Last month the talented young cellist Sheku Kanneh-Mason became the first artist to receive a BRIT Certified Breakthrough Award for his debut album Inspiration. His album is aptly named. He inspired a TV audience of hundreds of millions when he played at Prince Harry and Meghan Markle’s wedding. But it’s worth remembering that he went to a comprehensive school in one of the less advantaged parts of Nottingham. Michael Dugher, chief executive of UK Music writes in The New Statesman. 

“Having the opportunity to have been supported from my school in my music is so special,” he said. “But I think many children like me won’t have had even nearly those opportunities and I think that is one of the saddest things to see.”

Since the introduction in 2010 of the EBacc, which excludes creative subjects such as music, 59.7 per cent of state schools say it has had a negative impact on music provision and uptake, according to a study conducted by the University of Sussex.

One fifth of schools did not offer GCSE Music last year. Of those schools that do offer Music GCSE, 11 per cent are taught outside curriculum time.

The decline of music in education has had a negative impact on social mobility where music has a key role to play. Top earners are four times more likely to pay for social-enrichment classes for their children.

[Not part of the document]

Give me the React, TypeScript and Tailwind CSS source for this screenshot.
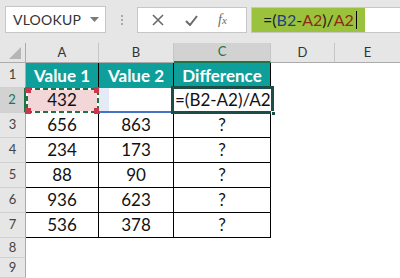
import React from "react";

function RowHead({ label, h, selected }: { label: string; h: string; selected?: boolean }) {
  return (
    <div
      className={
        "w-[26px] shrink-0 flex items-center justify-center text-[13px] border-b border-[#d0d0d0] " +
        h +
        " " +
        (selected
          ? "bg-[#d2d2d2] text-[#217346] border-r-2 border-r-[#217346]"
          : "bg-[#e6e6e6] text-[#444] border-r border-r-[#ababab]")
      }
    >
      {label}
    </div>
  );
}

function DataRow({ n, a, b }: { n: string; a: string; b: string }) {
  return (
    <div className="flex h-[25px]">
      <RowHead label={n} h="h-[25px]" />
      <div className="w-[73px] h-[25px] border-r border-b border-black flex items-center justify-center text-[17px] text-[#111]">{a}</div>
      <div className="w-[75px] h-[25px] border-r border-b border-black flex items-center justify-center text-[17px] text-[#111]">{b}</div>
      <div className="w-[97px] h-[25px] border-r border-b border-black flex items-center justify-center text-[17px] text-[#111]">?</div>
    </div>
  );
}

export default function App() {
  return (
    <div className="w-[400px] h-[278px] overflow-hidden bg-white font-['Lato',sans-serif]">
      {/* toolbar */}
      <div className="h-[43px] bg-[#e6e6e6] flex items-start pt-[6px]">
        <div className="ml-[5px] w-[101px] h-[27px] bg-white border border-[#c6c6c6] flex items-center justify-between pl-[7px] pr-[6px]">
          <span className="text-[14px] text-[#333] tracking-[0.2px]">VLOOKUP</span>
          <svg width="9" height="5" viewBox="0 0 9 5">
            <path d="M0 0h9L4.5 5z" fill="#7a7a7a" />
          </svg>
        </div>
        <div className="w-[31px] h-[27px] flex flex-col items-center justify-center gap-[2px]">
          <div className="w-[2px] h-[2px] bg-[#aaa]" />
          <div className="w-[2px] h-[2px] bg-[#aaa]" />
          <div className="w-[2px] h-[2px] bg-[#aaa]" />
        </div>
        <div className="mt-[1px] w-[110px] h-[26px] bg-white border border-[#c6c6c6] flex items-center">
          <svg width="12" height="12" viewBox="0 0 12 12" className="ml-[14px]">
            <path d="M1 1L11 11M11 1L1 11" stroke="#6a6a6a" strokeWidth="1.6" />
          </svg>
          <svg width="13" height="11" viewBox="0 0 13 11" className="ml-[21px]">
            <path d="M1 6L5 10L12 1" stroke="#6a6a6a" strokeWidth="2" fill="none" />
          </svg>
          <span className="ml-[20px] italic font-['Liberation_Serif',serif] text-[14px] text-[#6a6a6a] leading-none">
            f<span className="text-[11px]">x</span>
          </span>
        </div>
        <div className="ml-[4px] mt-[1px] flex-1 h-[26px] bg-white border-y border-l border-[#c6c6c6] flex">
          <div className="w-[113px] h-full bg-[#9bc23c] flex items-center pl-[11px] text-[16px] text-[#1a1a1a]">
            <span>=(</span>
            <span className="text-[#1d3f8a]">B2</span>
            <span>-</span>
            <span className="text-[#8e2a16]">A2</span>
            <span>)/</span>
            <span className="text-[#8e2a16]">A2</span>
            <span className="ml-[2px] w-[1px] h-[18px] bg-black" />
          </div>
        </div>
      </div>

      {/* column headers */}
      <div className="flex h-[20px] text-[13px] text-[#333]">
        <div className="w-[26px] h-[20px] bg-[#e6e6e6] border-r border-b border-[#ababab] flex items-end justify-end pr-[4px] pb-[3px]">
          <svg width="12" height="12" viewBox="0 0 12 12">
            <path d="M12 0V12H0z" fill="#b5b5b5" />
          </svg>
        </div>
        <div className="w-[73px] h-[20px] bg-[#e6e6e6] border-r border-r-[#c6c6c6] border-b border-b-[#ababab] flex items-center justify-center">A</div>
        <div className="w-[75px] h-[20px] bg-[#e6e6e6] border-r border-r-[#c6c6c6] border-b border-b-[#ababab] flex items-center justify-center">B</div>
        <div className="w-[97px] h-[20px] bg-[#d2d2d2] border-r border-r-[#c6c6c6] border-b-2 border-b-[#217346] flex items-center justify-center text-[#217346]">C</div>
        <div className="w-[64px] h-[20px] bg-[#e6e6e6] border-r border-r-[#c6c6c6] border-b border-b-[#ababab] flex items-center justify-center">D</div>
        <div className="flex-1 h-[20px] bg-[#e6e6e6] border-b border-b-[#ababab] flex items-center justify-center">E</div>
      </div>

      {/* row 1 */}
      <div className="flex h-[25px]">
        <RowHead label="1" h="h-[25px]" />
        <div className="w-[73px] h-[25px] bg-[#0e9f9b] border-r border-black flex items-center justify-center text-[17px] font-bold text-white">Value 1</div>
        <div className="w-[75px] h-[25px] bg-[#0e9f9b] border-r border-black flex items-center justify-center text-[17px] font-bold text-white">Value 2</div>
        <div className="w-[97px] h-[25px] bg-[#0e9f9b] border-r border-black flex items-center justify-center text-[17px] font-bold text-white">Difference</div>
      </div>

      {/* row 2 */}
      <div className="flex h-[25px]">
        <RowHead label="2" h="h-[25px]" selected />
        <div className="relative w-[73px] h-[25px] bg-[#f3d6d7] border-r border-b border-black flex items-center justify-center text-[17px] text-[#111]">
          432
          <svg className="absolute -left-[1px] -top-[1px]" width="75" height="27" viewBox="0 0 75 27">
            <rect x="2" y="2" width="71" height="23" fill="none" stroke="#ffffff" strokeWidth="2" />
            <rect x="2" y="2" width="71" height="23" fill="none" stroke="#217346" strokeWidth="2" strokeDasharray="5 3" />
            <rect x="0" y="0" width="6" height="6" fill="#c9374a" />
            <rect x="69" y="0" width="6" height="6" fill="#c9374a" />
            <rect x="0" y="21" width="6" height="6" fill="#c9374a" />
            <rect x="69" y="21" width="6" height="6" fill="#c9374a" />
          </svg>
        </div>
        <div className="relative w-[75px] h-[25px] bg-white border-r-2 border-b-2 border-[#4472c4] flex">
          <div className="w-[10px] h-full bg-[#e4eaf6]" />
        </div>
        <div className="relative w-[97px] h-[25px] border-b border-black flex items-center text-[17px] text-[#111] whitespace-nowrap">
          <span className="ml-[1px]">=(B2-A2)/A2</span>
          <div className="absolute -left-[3px] -top-[2px] -right-[3px] -bottom-[2px] border-[3px] border-[#1e4d48]" />
          <div className="absolute -right-[5px] -bottom-[4px] w-[5px] h-[5px] bg-[#1e4d48] border border-white" />
        </div>
      </div>

      <DataRow n="3" a="656" b="863" />
      <DataRow n="4" a="234" b="173" />
      <DataRow n="5" a="88" b="90" />
      <DataRow n="6" a="936" b="623" />
      <DataRow n="7" a="536" b="378" />
      <div className="flex h-[20px]">
        <RowHead label="8" h="h-[20px]" />
      </div>
      <div className="flex h-[20px]">
        <RowHead label="9" h="h-[20px]" />
      </div>
    </div>
  );
}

Fifty per cent of children at independent schools receive sustained music tuition, while the figure for state schools is just 15 per cent.

At a time when the creative industries are growing at twice the rate of the wider economy and are now worth £92bn to the UK, allowing creative subjects like music to wither on the vine makes no sense.

But as well as there being a strong economic imperative to save music in our schools, there is also a solid education argument. According to the Cultural Learning Alliance, participation in structured arts activities can increase cognitive abilities by 17 per cent.

Growing international evidence demonstrates children who are engaged in their education through music do better at Maths and English. This is supported by the experience in the London Borough of Newham where pupils performing less well at Key Stage 2 have shown marked improvements in their studies after they joined the Every Child a Musician programme for schools.